Input material>

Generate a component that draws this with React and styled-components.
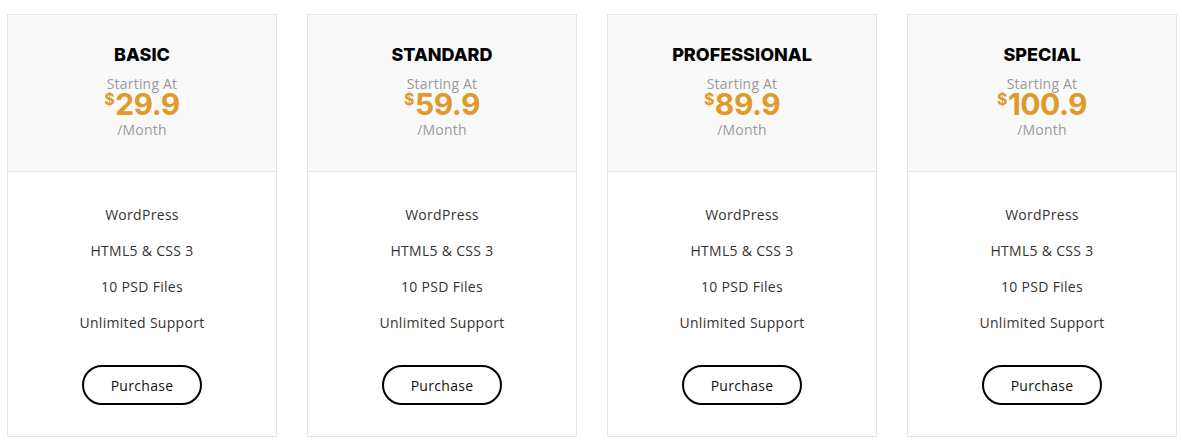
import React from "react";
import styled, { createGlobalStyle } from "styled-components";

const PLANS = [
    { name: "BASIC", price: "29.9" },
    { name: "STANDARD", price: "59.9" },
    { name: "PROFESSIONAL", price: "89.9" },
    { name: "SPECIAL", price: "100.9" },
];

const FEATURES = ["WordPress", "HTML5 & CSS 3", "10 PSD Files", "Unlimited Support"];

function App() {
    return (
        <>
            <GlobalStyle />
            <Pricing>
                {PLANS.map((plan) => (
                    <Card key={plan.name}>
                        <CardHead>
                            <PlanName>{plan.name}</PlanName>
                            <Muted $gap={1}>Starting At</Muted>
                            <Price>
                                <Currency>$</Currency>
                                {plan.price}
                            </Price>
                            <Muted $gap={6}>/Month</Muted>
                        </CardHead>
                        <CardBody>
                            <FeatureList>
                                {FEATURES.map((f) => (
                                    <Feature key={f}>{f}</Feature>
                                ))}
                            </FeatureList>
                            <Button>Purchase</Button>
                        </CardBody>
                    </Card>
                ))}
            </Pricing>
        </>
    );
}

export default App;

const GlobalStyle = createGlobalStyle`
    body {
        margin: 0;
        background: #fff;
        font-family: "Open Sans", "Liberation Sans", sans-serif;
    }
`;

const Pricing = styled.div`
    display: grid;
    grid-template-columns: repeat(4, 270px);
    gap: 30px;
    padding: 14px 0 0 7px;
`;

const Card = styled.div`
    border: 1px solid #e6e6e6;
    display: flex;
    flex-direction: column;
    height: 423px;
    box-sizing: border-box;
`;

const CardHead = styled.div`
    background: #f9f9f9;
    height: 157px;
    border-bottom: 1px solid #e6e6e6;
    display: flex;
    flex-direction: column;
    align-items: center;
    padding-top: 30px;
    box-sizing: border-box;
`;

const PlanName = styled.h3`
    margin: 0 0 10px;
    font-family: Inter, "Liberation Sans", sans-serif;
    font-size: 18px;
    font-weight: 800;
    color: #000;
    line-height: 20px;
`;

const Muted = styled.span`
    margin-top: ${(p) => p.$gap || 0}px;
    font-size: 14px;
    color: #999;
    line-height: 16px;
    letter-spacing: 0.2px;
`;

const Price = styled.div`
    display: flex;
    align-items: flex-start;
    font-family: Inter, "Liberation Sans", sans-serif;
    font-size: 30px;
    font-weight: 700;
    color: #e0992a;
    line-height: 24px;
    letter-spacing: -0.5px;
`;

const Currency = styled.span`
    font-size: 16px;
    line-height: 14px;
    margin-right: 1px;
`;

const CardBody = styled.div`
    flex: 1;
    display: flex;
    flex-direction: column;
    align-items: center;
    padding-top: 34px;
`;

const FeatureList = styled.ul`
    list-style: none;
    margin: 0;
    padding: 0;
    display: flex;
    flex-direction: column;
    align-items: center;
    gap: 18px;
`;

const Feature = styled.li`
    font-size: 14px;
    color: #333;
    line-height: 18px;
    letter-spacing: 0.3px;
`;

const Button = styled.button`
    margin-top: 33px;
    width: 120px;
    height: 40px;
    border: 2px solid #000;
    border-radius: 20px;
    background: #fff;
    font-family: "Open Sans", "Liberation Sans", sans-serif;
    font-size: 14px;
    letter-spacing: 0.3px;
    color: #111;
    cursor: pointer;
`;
* * *
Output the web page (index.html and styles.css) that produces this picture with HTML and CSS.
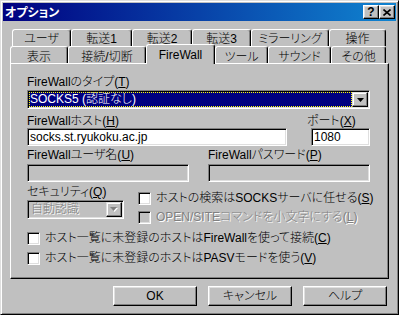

Exercise objective>
Review the material and copy each line in which the word "that" appears.

Worked answer>
Generate a component that draws this with React and styled-components.
Output the web page (index.html and styles.css) that produces this picture with HTML and CSS.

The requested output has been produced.